В таком случае обозначения конкретных частей тела, которые сами по себе не должны быть табуированы ни в земледельческом, ни в скотоводческом обществе, чье процветание изначально основано именно на прокреативной магии (фаллические и родственные культы плодородия) должны приобретать табуистический статус в том и только в том случае, если они напрямую ассоциируются с выраженной в ключевой матерной формуле ситуацией. То есть хуй в данном случае — вовсе не membrum virile, а песий хуй, пизда — сучья пизда, а глагол ебать обозначает коитус не между мужчиной и женщиной, а между псом и сукой (напомню, что воины-псы не только назывались этим именем, но с магистической точки зрения являлись таковыми). То есть употребление соответствующих терминов применительно к собственно человеческим реалиям носит не назывной, но кодовый характер, передавая в первую очередь вполне конкретный «волчий» аттитюд. Данная особенность характерна вообще для всякого «матерного говорения» и рассматривается в данном контексте как одна из основных его характеристик.
Действительно, вплоть до сегодняшнего дня на мате не ругаются, на мате говорят. Из огромного количества лексических и грамматических форм, производных от трех основных продуцентных для русского мата и нескольких «вспомогательных» в плане словообразования корней, лишь ничтожно малое количество (причем в основном — существительных) приходится на смысловые инвективы.
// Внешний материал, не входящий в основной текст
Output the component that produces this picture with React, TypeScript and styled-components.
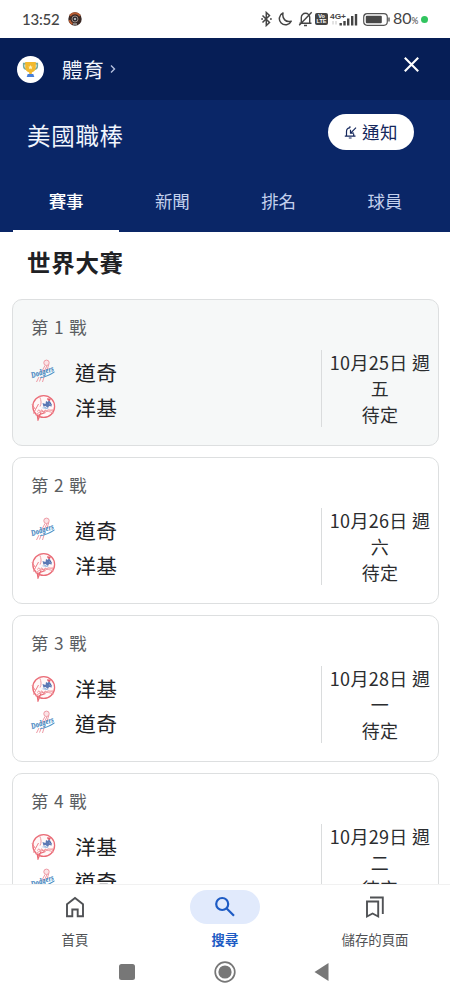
import React from 'react';
import styled, { createGlobalStyle } from 'styled-components';

const GlobalStyle = createGlobalStyle`
  *, *::before, *::after { box-sizing: border-box; }
  body { margin: 0; background: #fff; }
  svg { display: block; flex: none; }
  button { font: inherit; letter-spacing: inherit; border: 0; background: none; padding: 0; margin: 0; }
  h1, h2 { margin: 0; }
`;

const Screen = styled.div`
  width: 450px;
  height: 1000px;
  display: flex;
  flex-direction: column;
  overflow: hidden;
  background: #fff;
  color: #202124;
  font-family: 'Noto Sans CJK TC', 'Noto Sans', sans-serif;
`;

const StatusBar = styled.div`
  flex: none;
  height: 38px;
  padding: 0 22px 0 22px;
  display: flex;
  align-items: center;
  color: #454545;
`;

const Clock = styled.span`
  font: 500 15px/20px Lato, sans-serif;
  letter-spacing: -0.2px;
  width: 46px;
  white-space: nowrap;
`;

const StatusIcons = styled.div`
  margin-left: auto;
  display: flex;
  align-items: center;
`;

const Percent = styled.span`
  font: 400 16px/20px Lato, sans-serif;
  width: 28px;
  margin-left: 3px;
  white-space: nowrap;
  small { font-size: 8.5px; }
`;

const GreenDot = styled.i`
  width: 7px;
  height: 7px;
  border-radius: 50%;
  background: #31c45f;
`;

const TopBar = styled.header`
  flex: none;
  height: 62px;
  padding: 0 30px 0 17px;
  display: flex;
  align-items: center;
  background: #061e56;
  color: #f1f5fc;
`;

const TrophyBadge = styled.span`
  width: 27px;
  height: 27px;
  border-radius: 50%;
  background: #fff;
  display: flex;
  align-items: center;
  justify-content: center;
`;

const Category = styled.span`
  margin: 0 5px 0 18px;
  font-size: 20.5px;
  line-height: 28px;
  letter-spacing: 0.7px;
`;

const CloseButton = styled.button`
  margin: -9px 0 0 auto;
  color: #fff;
`;

const Hero = styled.section`
  flex: none;
  height: 132px;
  display: flex;
  flex-direction: column;
  justify-content: space-between;
  background: #0a2667;
  color: #fff;
`;

const HeroRow = styled.div`
  padding: 14px 36px 0 27px;
  display: flex;
  justify-content: space-between;
  align-items: flex-start;
`;

const League = styled.h1`
  margin-top: 5px;
  font-size: 23.5px;
  line-height: 32px;
  font-weight: 400;
  letter-spacing: 0.7px;
  color: #f1f5fd;
`;

const NotifyButton = styled.button`
  width: 86px;
  height: 36px;
  border-radius: 18px;
  background: #fff;
  color: #14275c;
  font-size: 17.5px;
  line-height: 34px;
  letter-spacing: 0.5px;
  display: flex;
  align-items: center;
  justify-content: center;
  gap: 5px;
`;

const Tabs = styled.nav`
  display: flex;
  padding: 0 12px 0 13px;
`;

const Tab = styled.button<{ $active?: boolean }>`
  flex: 1;
  height: 57px;
  padding-bottom: 6px;
  font-size: 17.5px;
  line-height: 26px;
  letter-spacing: 0;
  font-weight: ${(p) => (p.$active ? 500 : 400)};
  color: ${(p) => (p.$active ? '#fff' : '#c3d0ed')};
  box-shadow: ${(p) => (p.$active ? 'inset 0 -2px #fff' : 'none')};
`;

const Content = styled.main`
  flex: 1;
  min-height: 0;
  overflow: hidden;
  padding: 12px 11px 0 12px;
`;

const SectionTitle = styled.h2`
  padding-left: 15px;
  height: 54.5px;
  font-size: 23.5px;
  line-height: 36px;
  letter-spacing: 0.7px;
  font-weight: 700;
`;

const GameList = styled.div`
  display: flex;
  flex-direction: column;
  gap: 11px;
`;

const GameCard = styled.article<{ $selected?: boolean }>`
  height: 147px;
  padding: 14.5px 0 0 18px;
  border: 1px solid #dddfe0;
  border-radius: 10px;
  background: ${(p) => (p.$selected ? '#f6f8f8' : '#fff')};
`;

const GameLabel = styled.div`
  font-size: 17.3px;
  line-height: 26px;
  color: #5b5e62;
  word-spacing: 1.6px;
  letter-spacing: 0.1px;
`;

const GameBody = styled.div`
  display: flex;
  height: 77px;
  margin-top: 9.5px;
`;

const Teams = styled.div`
  flex: 1;
  padding-top: 5px;
`;

const TeamRow = styled.div`
  height: 35px;
  display: flex;
  align-items: center;
  gap: 19px;
  font-size: 20.8px;
  line-height: 30px;
  letter-spacing: 0.4px;
`;

const Schedule = styled.div`
  width: 117px;
  border-left: 1px solid #dadcdd;
  font-size: 18px;
  line-height: 26px;
  letter-spacing: 0.3px;
  text-align: center;
  color: #2b2d2f;
`;

const ScheduleLine = styled.div`
  white-space: nowrap;
  position: relative;
  top: -1px;
`;

const Bottom = styled.footer`
  flex: none;
  height: 116px;
  border-top: 1px solid #f1f1f1;
  background: #fff;
`;

const NavRow = styled.nav`
  display: flex;
  padding-top: 5px;
`;

const NavItem = styled.button<{ $active?: boolean }>`
  flex: 1;
  display: flex;
  flex-direction: column;
  align-items: center;
  gap: 5px;
  font-size: 13.4px;
  line-height: 20px;
  font-weight: ${(p) => (p.$active ? 700 : 400)};
  color: ${(p) => (p.$active ? '#1d5bc4' : '#505255')};
`;

const NavPill = styled.span<{ $active?: boolean }>`
  width: 70px;
  height: 34px;
  border-radius: 17px;
  background: ${(p) => (p.$active ? '#e1eafc' : 'transparent')};
  display: flex;
  align-items: center;
  justify-content: center;
`;

const SystemKeys = styled.div`
  display: flex;
  align-items: center;
  justify-content: center;
  height: 24px;
  margin-top: 11px;
  gap: 76px;
`;

const Camera = () => (
  <svg width="14" height="14" viewBox="0 0 14 14">
    <circle cx="7" cy="7" r="6.7" fill="#3a2925" />
    <path d="M2 4a6 6 0 0 1 10 0M1.5 8a6 6 0 0 0 3 4" fill="none" stroke="#b65b32" strokeWidth="2" />
    <circle cx="7" cy="7" r="3" fill="#302f36" stroke="#a6948b" strokeWidth=".9" />
    <circle cx="7" cy="7" r="1" fill="#ddd" />
    <path d="M5 12h4" stroke="#bbb" strokeWidth="1.2" />
  </svg>
);

const Bluetooth = () => (
  <svg width="11" height="16" viewBox="0 0 11 16" fill="none" stroke="currentColor" strokeWidth="1.5">
    <path d="M1.5 4.5l7 7-3.200 3V1.500l3.200 3-7 7" />
    <path d="M.2 8h1.800M9 8h1.800" />
  </svg>
);

const Moon = () => (
  <svg width="14" height="14" viewBox="0 0 14 14" fill="none" stroke="currentColor" strokeWidth="1.500" strokeLinejoin="round">
    <path d="M5 1A6.200 6.200 0 1 0 13.200 9.200C8 10.800 3.800 6.800 5 1z" />
  </svg>
);

const MutedBell = () => (
  <svg width="15" height="16" viewBox="0 0 15 16" fill="none" stroke="currentColor" strokeWidth="1.400">
    <path d="M1.500 12.300h12M3.300 12V6.500a4.200 4.200 0 0 1 8.400 0V12M6 14.500h3M1.200 14.300L13.700 1.300" />
  </svg>
);

const VolteBadge = styled.span`
  width: 13px;
  height: 12px;
  margin-left: 2px;
  border-radius: 2px;
  background: #444;
  color: #fff;
  font: 700 5.5px/5px 'Liberation Sans', sans-serif;
  text-align: center;
  padding-top: 1px;
  white-space: pre-line;
`;

const Cellular = () => (
  <svg width="29" height="15" viewBox="0 0 29 15" fill="#444">
    <text x="1" y="6.500" fontFamily="Liberation Sans, sans-serif" fontWeight="700" fontSize="7.800" textLength="16" lengthAdjust="spacingAndGlyphs">4G+</text>
    <path d="M4 9v3.500M7 9v3.500" stroke="#b8b8b8" strokeWidth=".8" />
    <rect x="10.500" y="11" width="2.400" height="2.500" />
    <rect x="14.300" y="9" width="2.400" height="4.500" />
    <rect x="18" y="6.500" width="2.400" height="7" />
    <rect x="22" y="4" width="2.400" height="9.500" />
    <rect x="25.800" y="2" width="2.400" height="11.500" />
  </svg>
);

const Battery = () => (
  <svg width="27" height="13" viewBox="0 0 27 13">
    <rect x=".7" y=".7" width="23.600" height="11.600" rx="3.500" fill="#fff" stroke="#555" strokeWidth="1.200" />
    <rect x="2.800" y="2.700" width="16" height="7.600" rx="1" fill="#484848" />
    <path d="M26 4.500v4" stroke="#555" strokeWidth="1.400" />
  </svg>
);

const Trophy = () => (
  <svg width="17" height="17" viewBox="0 0 17 17">
    <path d="M4.500 2.600H1.700V5c0 2.200 1.200 3.300 3.300 3.300M12.500 2.600h2.800V5c0 2.200-1.200 3.300-3.300 3.300" fill="none" stroke="#76a99b" strokeWidth="1.600" />
    <path d="M3.200 1h10.600v5.500c0 2.600-1.800 4.500-4 4.900v2.100H7.200v-2.100C5 11 3.200 9.100 3.200 6.500z" fill="#f2b92e" />
    <path d="M8.500 4l.7 1.500 1.500.2-1.100 1.100.3 1.500-1.400-.8-1.400.8.300-1.500-1.100-1.100 1.500-.2z" fill="#fff3c2" />
    <path d="M5.700 13h5.600l1 3H4.700z" fill="#4a7fd8" />
  </svg>
);

const NotifyBell = () => (
  <svg width="13" height="14" viewBox="0 0 13 14" fill="none" stroke="currentColor" strokeWidth="1.200">
    <path d="M.8 11.200h10.700M2.500 11V6.500c0-2.100 1.300-3.500 3.400-3.600M9.700 11V8.800" />
    <path d="M5.900 1.300v1.600M4.800 13h2.800M12 2.700L6.900 7.800M6.500 4.800v3.400h3.400" />
  </svg>
);

const DodgersLogo = () => (
  <svg width="25" height="27" viewBox="0 0 25 27" fill="none" overflow="visible">
    <g stroke="#ee9aa5" strokeWidth="1">
      <circle cx="15.500" cy="3.800" r="2.700" fill="#fbe3e6" />
      <path d="M14 6.500L10.500 13M16 6.500L13 13M17.800 5.500L16 11M8 18l-2.500 5M10.500 17.500L8.500 22.500M13.500 16.500L11.500 23" />
    </g>
    <text x="1" y="19" transform="rotate(-18 1 19)" fill="#3f85c0" stroke="#3f85c0" strokeWidth=".2" fontFamily="Liberation Serif, serif" fontStyle="italic" fontWeight="700" fontSize="8.200" textLength="23.500" lengthAdjust="spacingAndGlyphs">Dodgers</text>
    <path d="M9 18.500c5-1.200 9.500-3 14.500-6.300v1.300c-5 3.300-9.500 5-14.500 5.800z" fill="#4b93c9" />
  </svg>
);

const YankeesLogo = () => (
  <svg width="25" height="27" viewBox="0 0 25 27" fill="none">
    <circle cx="12.700" cy="12.500" r="10.900" fill="#fff8f8" stroke="#ea6b76" strokeWidth="1.300" />
    <path d="M8.500 2.600c2 4 2 7 .5 10M4.500 21c4-4 11-5 18-2" stroke="#f19aa2" strokeWidth="1" />
    <path d="M11.500 9l3 1 .5-3 2 1 .5-2 2 2-1 2 2.500 2.500-3-.5-1 2-2.500-2-2 .8z" fill="#5b78b4" />
    <path d="M16 4.200l4 .6-1.200 2.400-2.300-1.200z" fill="#e2606e" />
    <path d="M19 8.500l1.500 3" stroke="#4b69a8" strokeWidth="1.300" />
    <path d="M10.500 14l4-1 3.500 2.300z" fill="#8fb5e0" />
    <path d="M1 10.500l3.500 5 3-5.500M4.500 15.500L2.500 19.500M6.500 17.500c.8-2 2.300-2 2.300 0M9.500 17.500c.8-2 1.800-2 2.300 0s1.500 0 2-1 1.500 1 2.500 0 2 0 6-.5" stroke="#ee7f89" strokeWidth="1" />
    <path d="M10 18.500L7 26l-.8-5M7.500 21l7-2.500" stroke="#ea6b76" strokeWidth="1.200" />
  </svg>
);

const HomeIcon = () => (
  <svg width="20" height="22" viewBox="0 0 20 22" fill="none" stroke="currentColor" strokeWidth="1.900">
    <path d="M2 8.200L10 2l8 6.200V20.200h-5.300V13.500H7.300v6.700H2z" />
  </svg>
);

const SearchIcon = () => (
  <svg width="22" height="22" viewBox="0 0 22 22" fill="none" stroke="currentColor" strokeWidth="2.200">
    <circle cx="8.200" cy="8" r="6" />
    <path d="M12.500 12.300l7.500 7.500" />
  </svg>
);

const SavedIcon = () => (
  <svg width="20" height="24" viewBox="0 0 20 24" fill="none" stroke="currentColor" strokeWidth="1.900">
    <path d="M2 6.500h11.200v15l-5.600-3-5.600 3z" />
    <path d="M5 2.500h12.800v16.500" />
  </svg>
);

type Team = 'dodgers' | 'yankees';

const teams = {
  dodgers: { name: '道奇', Logo: DodgersLogo },
  yankees: { name: '洋基', Logo: YankeesLogo },
};

const games: { no: number; order: Team[]; date: string; day: string }[] = [
  { no: 1, order: ['dodgers', 'yankees'], date: '10月25日 週', day: '五' },
  { no: 2, order: ['dodgers', 'yankees'], date: '10月26日 週', day: '六' },
  { no: 3, order: ['yankees', 'dodgers'], date: '10月28日 週', day: '一' },
  { no: 4, order: ['yankees', 'dodgers'], date: '10月29日 週', day: '二' },
];

const tabs = ['賽事', '新聞', '排名', '球員'];

const navItems = [
  { label: '首頁', Icon: HomeIcon },
  { label: '搜尋', Icon: SearchIcon, active: true },
  { label: '儲存的頁面', Icon: SavedIcon },
];

const IconGap = styled.span<{ $w: number }>`
  width: ${(p) => p.$w}px;
`;

export default function App() {
  return (
    <Screen>
      <GlobalStyle />
      <StatusBar>
        <Clock>13:52</Clock>
        <Camera />
        <StatusIcons>
          <Bluetooth />
          <IconGap $w={6} />
          <Moon />
          <IconGap $w={6} />
          <MutedBell />
          <VolteBadge>{'Vo\nLTE'}</VolteBadge>
          <IconGap $w={1} />
          <Cellular />
          <IconGap $w={5} />
          <Battery />
          <Percent>80<small>%</small></Percent>
          <GreenDot />
        </StatusIcons>
      </StatusBar>

      <TopBar>
        <TrophyBadge><Trophy /></TrophyBadge>
        <Category>體育</Category>
        <svg width="8" height="10" viewBox="0 0 8 10" fill="none" stroke="#b5c1de" strokeWidth="1.400">
          <path d="M2 1.500L5.500 5 2 8.500" />
        </svg>
        <CloseButton aria-label="關閉">
          <svg width="17" height="17" viewBox="0 0 17 17" fill="none" stroke="currentColor" strokeWidth="2.100">
            <path d="M1.800 1.800l13.400 13.400M15.200 1.800L1.800 15.200" />
          </svg>
        </CloseButton>
      </TopBar>

      <Hero>
        <HeroRow>
          <League>美國職棒</League>
          <NotifyButton><NotifyBell />通知</NotifyButton>
        </HeroRow>
        <Tabs>
          {tabs.map((t, i) => <Tab key={t} $active={i === 0}>{t}</Tab>)}
        </Tabs>
      </Hero>

      <Content>
        <SectionTitle>世界大賽</SectionTitle>
        <GameList>
          {games.map((g) => (
            <GameCard key={g.no} $selected={g.no === 1}>
              <GameLabel>第 {g.no} 戰</GameLabel>
              <GameBody>
                <Teams>
                  {g.order.map((id) => {
                    const { name, Logo } = teams[id];
                    return <TeamRow key={id}><Logo />{name}</TeamRow>;
                  })}
                </Teams>
                <Schedule>
                  <ScheduleLine>{g.date}</ScheduleLine>
                  <ScheduleLine>{g.day}</ScheduleLine>
                  <ScheduleLine>待定</ScheduleLine>
                </Schedule>
              </GameBody>
            </GameCard>
          ))}
        </GameList>
      </Content>

      <Bottom>
        <NavRow>
          {navItems.map(({ label, Icon, active }) => (
            <NavItem key={label} $active={active}>
              <NavPill $active={active}><Icon /></NavPill>
              {label}
            </NavItem>
          ))}
        </NavRow>
        <SystemKeys>
          <svg width="20" height="20" viewBox="0 0 20 20"><rect x="2" y="2" width="16" height="16" rx="2.500" fill="#777" /></svg>
          <svg width="24" height="24" viewBox="0 0 24 24">
            <circle cx="12" cy="12" r="9.800" fill="none" stroke="#777" strokeWidth="1.700" />
            <circle cx="12" cy="12" r="6.600" fill="#777" />
          </svg>
          <svg width="20" height="20" viewBox="0 0 20 20"><path d="M15.500 1v18L1.500 10z" fill="#777" /></svg>
        </SystemKeys>
      </Bottom>
    </Screen>
  );
}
Глаголы ебать, въебывать, выебываться, ебнуть, наебнуть, наебать, остоебенить, уебывать, пúздить, пиздúть, пиздануть, опизденеть, охуеть; существительные хуй, хуйня, хуетень, пизда, пиздюлей (мн.ч., родительный падеж), пиздец, блядь, ебарь, ебеня (мн.ч.); прилагательные охуенный, охуительный, херовый, пиздецкий, пизданутый, ебнутый, ебанутый; наречия охуенно, хуево и т.д. крайне эмфатизированы по сравнению с не-матерными синонимами, причем настолько, что зачастую попросту не имеют полностью адекватного «перевода» — однако инвективами по сути не являются.
В своем исходном виде мат был жестко привязан к маргинальной культурной зоне, ко всем относящимся к ней материальным и нематериальным магическим объектам, к принятым в ее пределах способам поведения и системе отношений как внутри «стаи», так и между членами «стаи» и посторонними. «Песья лая» была своего рода бессознательной имитацией одной из сторон более ранней стадии развития собственно «человеческого» языка — комплексом вытесненных на периферию архаических охотничьих/воинских речевых практик. Отсюда и ряд особенностей матерного говорения, доживших до наших дней (следует еще раз оговориться, что никакого особенного матерного языка не существует, но существуют матерные разговорные практики, и, собственно, сам мат есть комплекс особым образом кодифицированных речевых практик, существующих в пределах живого русского языка).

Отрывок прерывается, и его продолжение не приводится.